The database model is centered around a base class named Order. This class is abstract and defines an abstract method getResult() that returns an object of type Result. The Result class acts as a base for 7 different subclasses, each extending Result with specific attributes and behaviors. These subclasses are denoted as ResultSub1 through ResultSub7.

Inheriting from the Order class are 11 distinct subclasses. Each of these subclasses, referred to as SubOrder1 through SubOrder11, overrides the getResult() method to return an instance of one of the Result subclasses. Thus, each SubOrder class is associated with a specific type of Result, although different SubOrder classes may be associated with the same Result subclass.

Regarding your suggestion to use a standalone mapper and manually keep the index up to date, we appreciate the insight. However, it’s crucial for us that the indexing process occurs automatically rather than manually.
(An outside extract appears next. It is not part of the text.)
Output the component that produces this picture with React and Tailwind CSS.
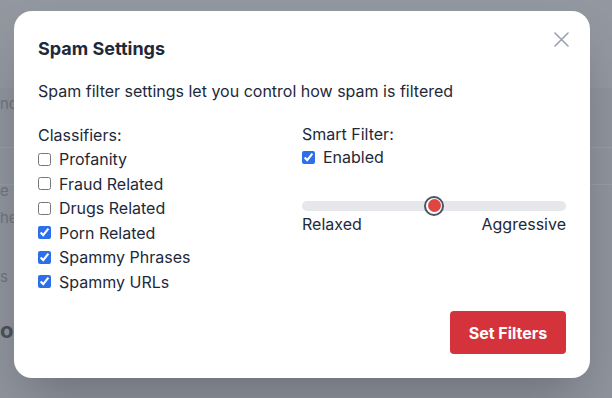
import { useState } from "react";

const classifiers = [
  { label: "Profanity", on: false },
  { label: "Fraud Related", on: false },
  { label: "Drugs Related", on: false },
  { label: "Porn Related", on: true },
  { label: "Spammy Phrases", on: true },
  { label: "Spammy URLs", on: true },
];

function Check({ label, checked, onChange }) {
  return (
    <label className="flex items-center h-[24.5px]">
      <input
        type="checkbox"
        checked={checked}
        onChange={onChange}
        className="m-0 mr-2 w-[13px] h-[13px] accent-[#2b6fea]"
      />
      <span>{label}</span>
    </label>
  );
}

function App() {
  const [checks, setChecks] = useState(classifiers.map((c) => c.on));
  const [smart, setSmart] = useState(true);

  return (
    <div className="relative w-[612px] h-[398px] overflow-hidden bg-[#8f939c] font-['Inter',sans-serif]">
      {/* page behind the overlay */}
      <div className="flex flex-col text-[15px] text-[#6f737c] whitespace-nowrap">
        <div className="h-[88px] bg-[#9397a0]" />
        <p className="h-[60px] pt-[5px] border-b border-[#979ba4]">nd</p>
        <p className="h-[36px] pt-[32px]">e</p>
        <p className="h-[52px] pt-[22px] border-t border-[#979ba4]">he</p>
        <p className="h-[52px] pt-[30px]">s</p>
        <p className="pt-[26px] text-[22px] font-bold text-[#4d515a]">o</p>
      </div>

      {/* modal */}
      <div className="absolute left-[14px] top-[11px] w-[576px] h-[367px] bg-white rounded-[18px] shadow-2xl px-6 pt-6 pb-6 flex flex-col text-gray-800">
        <div className="flex items-start justify-between">
          <h2 className="text-lg leading-7 font-bold text-gray-800">Spam Settings</h2>
          <button className="mt-[-3px] mr-[-3px] text-gray-400" aria-label="Close">
            <svg width="15" height="15" viewBox="0 0 15 15" fill="none" stroke="currentColor" strokeWidth="1.6" strokeLinecap="round">
              <path d="M1 1l13 13M14 1L1 14" />
            </svg>
          </button>
        </div>

        <p className="mt-4 text-base leading-6">
          Spam filter settings let you control how spam is filtered
        </p>

        <div className="mt-5 grid grid-cols-2 text-base leading-6">
          <div className="flex flex-col">
            <span className="h-6">Classifiers:</span>
            {classifiers.map((c, i) => (
              <Check
                key={c.label}
                label={c.label}
                checked={checks[i]}
                onChange={() =>
                  setChecks(checks.map((v, j) => (j === i ? !v : v)))
                }
              />
            ))}
          </div>

          <div className="flex flex-col">
            <span className="h-[22px] leading-[22px]">Smart Filter:</span>
            <Check label="Enabled" checked={smart} onChange={() => setSmart(!smart)} />

            <div className="mt-[31px] relative h-[10px] rounded-full bg-gray-200">
              <div className="absolute left-1/2 top-1/2 -translate-x-1/2 -translate-y-1/2 w-5 h-5 rounded-full border-2 border-gray-600 bg-white p-[1.5px]">
                <div className="w-full h-full rounded-full bg-[#e0453f]" />
              </div>
            </div>
            <div className="mt-[1px] flex justify-between">
              <span>Relaxed</span>
              <span>Aggressive</span>
            </div>
          </div>
        </div>

        <div className="mt-auto flex justify-end">
          <button className="w-[116px] h-[43px] rounded bg-[#d5333b] text-white font-bold text-base">
            Set Filters
          </button>
        </div>
      </div>
    </div>
  );
}

export default App;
Hey, @mbekhta, with the additional information that I’ve provided, is there a way to achieve my goals?

hey @Radol ,

Yeah, I’ve thought about this over the weekend; and couldn’t come up with a good solution. If multiple entities target the same index, then when a user tries something like dropping and creating the schema for a single entity (or any other similar action), then that single index will be dropped and we’d lose the data for other entities, which wouldn’t be obvious from the user action itself.

If multiple entities/indexes need to be searched, then a SearchScope against those entities can be created. In such case, Search is using Search multiple data streams and indices | Elasticsearch Guide [8.13] | Elastic (I couldn’t find the link for the same info on OpenSearch doc pages). Have you tried such an approach?

Maybe @yrodiere would have an idea on this…

Hi,

This capability was present in older versions of Hibernate Search (5) and was stripped off because:

  1. It was work to maintain.
  2. It made configuration more complex: no more 1-1 mapping between entity type and index => some combinations of configuration became invalid.
  3. It made implementation more complex, e.g. index-wide operations such as purge became tricky since we had to make sure we wouldn’t erase data from other entity types in the same index.
  4. It did not, in fact, bring much performance wise.

About that last item in particular, you may already know it, but even when you have a single index, Lucene may (and in most cases, will) split it into multiple segments, which are themselves basically an index that contains a partition of your documents. Lucene has actually optimizations in place that actively take advantage of this structure to deliver better performance than if it was using a single segment.
For very large datasets, the case for a single index is even weaker, since one solution to scale search on very large datasets is actually to use sharding, which basically backs a single index with multiple “shards”, which are themselves Lucene indexes.

I don’t know what causes performance problems in your case exactly, but I’d try to pinpoint the exact problem before trying to shove everything in one index, because this seems unlikely to help. And, considering the work involved, that’s unlikely to be supported in Hibernate Search anytime soon.
Is really search the problem, or is it indexing? If it’s search, are you sure it’s the OpenSearch query taking time to execute, not the loading of entities from the database? If it is OpenSearch queries, does profiling point at specific queries being much slower than others? Etc.

If you just want a consistent schema across indexes (which, depending on what you’re doing currently, could indeed help), know you can get that without using a single index: OpenSearch (and Hibernate Search) allows searching across multiple indexes in a single query, as long as fields with the same name in each index are compatible (i.e. their type and relevant characteristics are identitcal in all targeted indexes).